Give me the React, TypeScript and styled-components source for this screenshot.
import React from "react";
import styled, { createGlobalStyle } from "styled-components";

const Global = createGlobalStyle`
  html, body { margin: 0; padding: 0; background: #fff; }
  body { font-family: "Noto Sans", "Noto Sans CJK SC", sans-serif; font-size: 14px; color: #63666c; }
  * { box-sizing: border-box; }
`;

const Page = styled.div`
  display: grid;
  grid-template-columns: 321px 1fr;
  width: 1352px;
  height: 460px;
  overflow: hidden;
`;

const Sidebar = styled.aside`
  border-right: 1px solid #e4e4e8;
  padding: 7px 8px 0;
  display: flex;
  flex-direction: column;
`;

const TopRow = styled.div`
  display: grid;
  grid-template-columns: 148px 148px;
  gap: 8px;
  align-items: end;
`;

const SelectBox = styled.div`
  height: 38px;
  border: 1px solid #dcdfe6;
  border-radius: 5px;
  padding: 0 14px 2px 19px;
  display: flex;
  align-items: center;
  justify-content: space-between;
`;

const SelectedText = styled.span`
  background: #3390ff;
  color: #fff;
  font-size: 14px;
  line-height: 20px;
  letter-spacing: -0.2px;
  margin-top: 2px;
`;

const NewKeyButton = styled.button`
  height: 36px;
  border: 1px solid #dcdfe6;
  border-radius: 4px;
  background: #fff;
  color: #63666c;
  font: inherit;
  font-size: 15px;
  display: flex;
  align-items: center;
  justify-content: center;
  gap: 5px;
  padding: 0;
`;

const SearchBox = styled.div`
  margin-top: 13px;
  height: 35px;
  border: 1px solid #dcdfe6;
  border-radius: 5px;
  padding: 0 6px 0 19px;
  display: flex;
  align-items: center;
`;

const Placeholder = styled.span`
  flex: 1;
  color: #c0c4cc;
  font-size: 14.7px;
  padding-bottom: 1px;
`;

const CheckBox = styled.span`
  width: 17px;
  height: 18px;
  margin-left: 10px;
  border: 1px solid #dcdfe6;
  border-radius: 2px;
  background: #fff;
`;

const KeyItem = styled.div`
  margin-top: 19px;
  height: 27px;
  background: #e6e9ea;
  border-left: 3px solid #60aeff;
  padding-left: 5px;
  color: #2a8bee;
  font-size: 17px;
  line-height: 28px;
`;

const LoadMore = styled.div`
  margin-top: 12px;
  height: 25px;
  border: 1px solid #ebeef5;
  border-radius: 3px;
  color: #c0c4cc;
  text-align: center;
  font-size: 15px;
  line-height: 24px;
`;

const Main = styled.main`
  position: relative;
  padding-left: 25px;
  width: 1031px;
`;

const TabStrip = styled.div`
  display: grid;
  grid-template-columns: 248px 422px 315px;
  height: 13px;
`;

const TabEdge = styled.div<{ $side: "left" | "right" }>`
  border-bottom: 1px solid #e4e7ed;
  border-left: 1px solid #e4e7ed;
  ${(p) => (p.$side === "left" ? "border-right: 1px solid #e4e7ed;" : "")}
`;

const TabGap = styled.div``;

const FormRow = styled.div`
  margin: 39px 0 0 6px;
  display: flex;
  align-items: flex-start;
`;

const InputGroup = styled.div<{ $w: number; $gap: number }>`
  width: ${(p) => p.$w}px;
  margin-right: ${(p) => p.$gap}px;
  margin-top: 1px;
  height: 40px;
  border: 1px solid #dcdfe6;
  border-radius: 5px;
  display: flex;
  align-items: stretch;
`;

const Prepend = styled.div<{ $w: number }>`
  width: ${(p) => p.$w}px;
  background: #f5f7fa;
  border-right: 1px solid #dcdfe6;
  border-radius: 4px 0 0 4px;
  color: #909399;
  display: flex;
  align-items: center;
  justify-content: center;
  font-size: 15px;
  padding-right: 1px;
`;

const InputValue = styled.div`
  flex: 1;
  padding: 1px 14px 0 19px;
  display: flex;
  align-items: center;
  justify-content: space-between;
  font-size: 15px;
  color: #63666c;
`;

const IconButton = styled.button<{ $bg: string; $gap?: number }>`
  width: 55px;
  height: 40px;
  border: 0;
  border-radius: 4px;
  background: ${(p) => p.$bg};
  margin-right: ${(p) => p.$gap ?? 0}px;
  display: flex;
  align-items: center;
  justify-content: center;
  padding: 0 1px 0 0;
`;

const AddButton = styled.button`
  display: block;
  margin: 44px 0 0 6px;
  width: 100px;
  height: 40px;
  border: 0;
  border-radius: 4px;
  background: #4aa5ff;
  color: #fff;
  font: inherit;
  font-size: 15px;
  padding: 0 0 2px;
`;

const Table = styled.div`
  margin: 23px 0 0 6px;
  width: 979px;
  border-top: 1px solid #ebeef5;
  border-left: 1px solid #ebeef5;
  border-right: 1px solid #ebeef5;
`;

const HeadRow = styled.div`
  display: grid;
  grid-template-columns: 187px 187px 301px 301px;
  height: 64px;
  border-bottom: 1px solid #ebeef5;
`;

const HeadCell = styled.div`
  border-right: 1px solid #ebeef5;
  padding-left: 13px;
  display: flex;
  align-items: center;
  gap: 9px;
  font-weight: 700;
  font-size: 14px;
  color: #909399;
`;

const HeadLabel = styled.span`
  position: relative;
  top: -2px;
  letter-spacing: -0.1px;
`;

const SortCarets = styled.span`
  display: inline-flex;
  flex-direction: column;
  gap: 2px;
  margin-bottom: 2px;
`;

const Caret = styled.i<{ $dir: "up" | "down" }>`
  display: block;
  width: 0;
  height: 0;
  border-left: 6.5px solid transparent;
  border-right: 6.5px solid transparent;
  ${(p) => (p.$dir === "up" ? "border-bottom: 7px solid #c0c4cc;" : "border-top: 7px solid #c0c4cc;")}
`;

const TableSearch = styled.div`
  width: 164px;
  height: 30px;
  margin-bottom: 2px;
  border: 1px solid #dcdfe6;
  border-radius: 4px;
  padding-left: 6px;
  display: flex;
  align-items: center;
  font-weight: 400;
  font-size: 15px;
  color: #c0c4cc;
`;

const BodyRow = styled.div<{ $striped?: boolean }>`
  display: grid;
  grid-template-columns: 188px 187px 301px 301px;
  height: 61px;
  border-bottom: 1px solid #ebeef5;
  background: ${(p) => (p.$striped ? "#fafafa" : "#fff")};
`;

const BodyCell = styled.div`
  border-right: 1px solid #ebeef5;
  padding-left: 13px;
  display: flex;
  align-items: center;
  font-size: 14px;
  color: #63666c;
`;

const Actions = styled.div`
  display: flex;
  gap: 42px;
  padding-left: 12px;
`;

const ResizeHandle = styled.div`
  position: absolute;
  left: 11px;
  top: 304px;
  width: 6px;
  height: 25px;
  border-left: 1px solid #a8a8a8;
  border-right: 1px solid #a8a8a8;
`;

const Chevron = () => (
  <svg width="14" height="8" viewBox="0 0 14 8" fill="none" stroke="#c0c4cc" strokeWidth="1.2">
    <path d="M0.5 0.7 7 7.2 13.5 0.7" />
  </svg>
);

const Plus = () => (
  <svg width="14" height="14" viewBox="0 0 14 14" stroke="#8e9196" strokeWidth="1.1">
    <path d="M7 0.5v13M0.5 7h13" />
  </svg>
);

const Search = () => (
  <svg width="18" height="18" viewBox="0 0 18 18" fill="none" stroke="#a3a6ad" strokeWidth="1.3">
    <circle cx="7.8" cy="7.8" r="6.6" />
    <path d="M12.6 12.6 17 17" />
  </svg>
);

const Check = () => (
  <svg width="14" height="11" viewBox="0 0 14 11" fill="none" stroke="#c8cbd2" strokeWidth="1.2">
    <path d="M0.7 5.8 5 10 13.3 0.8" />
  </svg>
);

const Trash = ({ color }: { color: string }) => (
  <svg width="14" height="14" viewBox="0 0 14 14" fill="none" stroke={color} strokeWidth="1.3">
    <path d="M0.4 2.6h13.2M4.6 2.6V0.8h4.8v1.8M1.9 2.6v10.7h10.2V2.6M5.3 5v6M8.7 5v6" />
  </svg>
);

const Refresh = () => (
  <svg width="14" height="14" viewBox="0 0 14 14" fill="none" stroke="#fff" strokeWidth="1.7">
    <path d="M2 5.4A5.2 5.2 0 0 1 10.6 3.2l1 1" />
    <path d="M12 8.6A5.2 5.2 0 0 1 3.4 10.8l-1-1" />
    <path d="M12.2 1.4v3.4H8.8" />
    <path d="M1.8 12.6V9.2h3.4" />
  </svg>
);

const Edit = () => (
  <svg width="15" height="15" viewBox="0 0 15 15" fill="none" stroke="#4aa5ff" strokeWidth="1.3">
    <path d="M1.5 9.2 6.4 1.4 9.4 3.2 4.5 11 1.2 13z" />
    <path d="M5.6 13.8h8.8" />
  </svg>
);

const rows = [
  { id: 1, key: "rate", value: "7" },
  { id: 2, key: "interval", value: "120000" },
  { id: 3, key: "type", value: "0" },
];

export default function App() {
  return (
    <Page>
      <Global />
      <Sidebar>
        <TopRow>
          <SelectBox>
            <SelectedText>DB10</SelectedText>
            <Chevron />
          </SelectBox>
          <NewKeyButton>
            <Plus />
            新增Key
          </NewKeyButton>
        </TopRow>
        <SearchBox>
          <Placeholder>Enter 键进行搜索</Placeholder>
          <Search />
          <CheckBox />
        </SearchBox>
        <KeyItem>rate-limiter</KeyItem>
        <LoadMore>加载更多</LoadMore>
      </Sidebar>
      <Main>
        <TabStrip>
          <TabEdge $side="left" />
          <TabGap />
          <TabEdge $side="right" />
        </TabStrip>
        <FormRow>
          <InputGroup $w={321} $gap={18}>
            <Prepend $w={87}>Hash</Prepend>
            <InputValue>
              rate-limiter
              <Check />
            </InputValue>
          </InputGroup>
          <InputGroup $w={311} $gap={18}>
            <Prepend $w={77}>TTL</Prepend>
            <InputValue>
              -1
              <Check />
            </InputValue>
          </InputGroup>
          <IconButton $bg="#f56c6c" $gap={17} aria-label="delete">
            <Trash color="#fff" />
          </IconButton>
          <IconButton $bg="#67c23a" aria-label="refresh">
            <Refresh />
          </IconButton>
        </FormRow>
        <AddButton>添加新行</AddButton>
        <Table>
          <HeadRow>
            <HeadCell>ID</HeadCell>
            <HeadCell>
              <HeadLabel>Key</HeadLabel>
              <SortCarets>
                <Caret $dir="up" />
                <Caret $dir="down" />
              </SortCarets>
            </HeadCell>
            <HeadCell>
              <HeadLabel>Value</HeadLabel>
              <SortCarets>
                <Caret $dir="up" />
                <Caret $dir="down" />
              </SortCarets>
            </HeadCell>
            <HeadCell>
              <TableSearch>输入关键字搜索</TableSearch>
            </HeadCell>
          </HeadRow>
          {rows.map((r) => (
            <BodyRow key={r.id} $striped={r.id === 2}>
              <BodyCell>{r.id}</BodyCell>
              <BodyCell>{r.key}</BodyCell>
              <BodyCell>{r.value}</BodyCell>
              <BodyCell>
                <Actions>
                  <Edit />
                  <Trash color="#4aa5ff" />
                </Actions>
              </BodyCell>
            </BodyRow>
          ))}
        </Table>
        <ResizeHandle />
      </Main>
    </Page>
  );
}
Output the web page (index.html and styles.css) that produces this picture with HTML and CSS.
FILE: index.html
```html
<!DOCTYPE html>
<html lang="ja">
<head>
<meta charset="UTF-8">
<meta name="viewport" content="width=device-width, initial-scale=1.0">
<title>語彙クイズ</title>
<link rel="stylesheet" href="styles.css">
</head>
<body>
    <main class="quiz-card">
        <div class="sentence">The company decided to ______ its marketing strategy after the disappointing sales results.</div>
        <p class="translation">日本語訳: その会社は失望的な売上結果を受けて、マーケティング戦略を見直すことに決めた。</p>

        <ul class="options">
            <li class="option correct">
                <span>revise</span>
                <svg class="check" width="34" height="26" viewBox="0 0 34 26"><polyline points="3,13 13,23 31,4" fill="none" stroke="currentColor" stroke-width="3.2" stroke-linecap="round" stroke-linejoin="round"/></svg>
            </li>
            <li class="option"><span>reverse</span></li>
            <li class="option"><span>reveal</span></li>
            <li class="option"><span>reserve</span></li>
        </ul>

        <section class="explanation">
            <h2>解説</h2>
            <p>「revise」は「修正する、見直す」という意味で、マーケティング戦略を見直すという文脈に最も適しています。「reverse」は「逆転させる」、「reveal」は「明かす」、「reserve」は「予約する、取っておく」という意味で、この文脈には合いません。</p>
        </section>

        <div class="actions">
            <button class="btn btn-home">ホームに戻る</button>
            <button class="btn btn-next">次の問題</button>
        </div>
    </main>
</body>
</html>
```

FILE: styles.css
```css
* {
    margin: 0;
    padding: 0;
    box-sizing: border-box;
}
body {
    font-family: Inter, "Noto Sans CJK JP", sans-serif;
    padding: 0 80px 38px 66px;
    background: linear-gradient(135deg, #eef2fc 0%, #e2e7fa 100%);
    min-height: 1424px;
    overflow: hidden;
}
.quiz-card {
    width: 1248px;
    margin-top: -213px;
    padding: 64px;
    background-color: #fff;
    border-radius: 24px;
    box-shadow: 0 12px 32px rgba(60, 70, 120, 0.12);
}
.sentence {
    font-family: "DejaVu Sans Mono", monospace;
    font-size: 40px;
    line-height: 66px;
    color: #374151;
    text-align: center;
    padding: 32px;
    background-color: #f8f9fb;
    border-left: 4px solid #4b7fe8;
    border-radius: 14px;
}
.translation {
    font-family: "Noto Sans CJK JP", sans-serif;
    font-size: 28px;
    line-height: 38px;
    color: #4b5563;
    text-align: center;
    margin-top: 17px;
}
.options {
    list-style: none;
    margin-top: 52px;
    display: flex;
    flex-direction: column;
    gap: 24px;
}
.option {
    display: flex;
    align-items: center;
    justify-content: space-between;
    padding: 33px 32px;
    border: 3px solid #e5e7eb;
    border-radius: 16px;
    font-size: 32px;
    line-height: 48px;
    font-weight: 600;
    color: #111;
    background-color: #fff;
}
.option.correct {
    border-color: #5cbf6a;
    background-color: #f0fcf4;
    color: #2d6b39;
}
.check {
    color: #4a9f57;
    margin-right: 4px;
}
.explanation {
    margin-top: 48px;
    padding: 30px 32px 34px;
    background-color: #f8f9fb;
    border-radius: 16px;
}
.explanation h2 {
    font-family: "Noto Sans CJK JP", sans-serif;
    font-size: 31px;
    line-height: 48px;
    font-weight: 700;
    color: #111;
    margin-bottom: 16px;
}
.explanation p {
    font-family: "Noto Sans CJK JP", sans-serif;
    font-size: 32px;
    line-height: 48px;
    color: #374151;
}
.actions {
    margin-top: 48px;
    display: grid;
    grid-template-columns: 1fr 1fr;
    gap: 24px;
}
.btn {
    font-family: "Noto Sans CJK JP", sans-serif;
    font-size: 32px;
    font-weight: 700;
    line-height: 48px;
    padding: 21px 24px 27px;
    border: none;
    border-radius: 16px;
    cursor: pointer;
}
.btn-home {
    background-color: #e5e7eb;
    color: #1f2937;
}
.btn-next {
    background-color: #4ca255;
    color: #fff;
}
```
********
Return only the number of lines in the data that contain "index".

> **Exercise answer**
2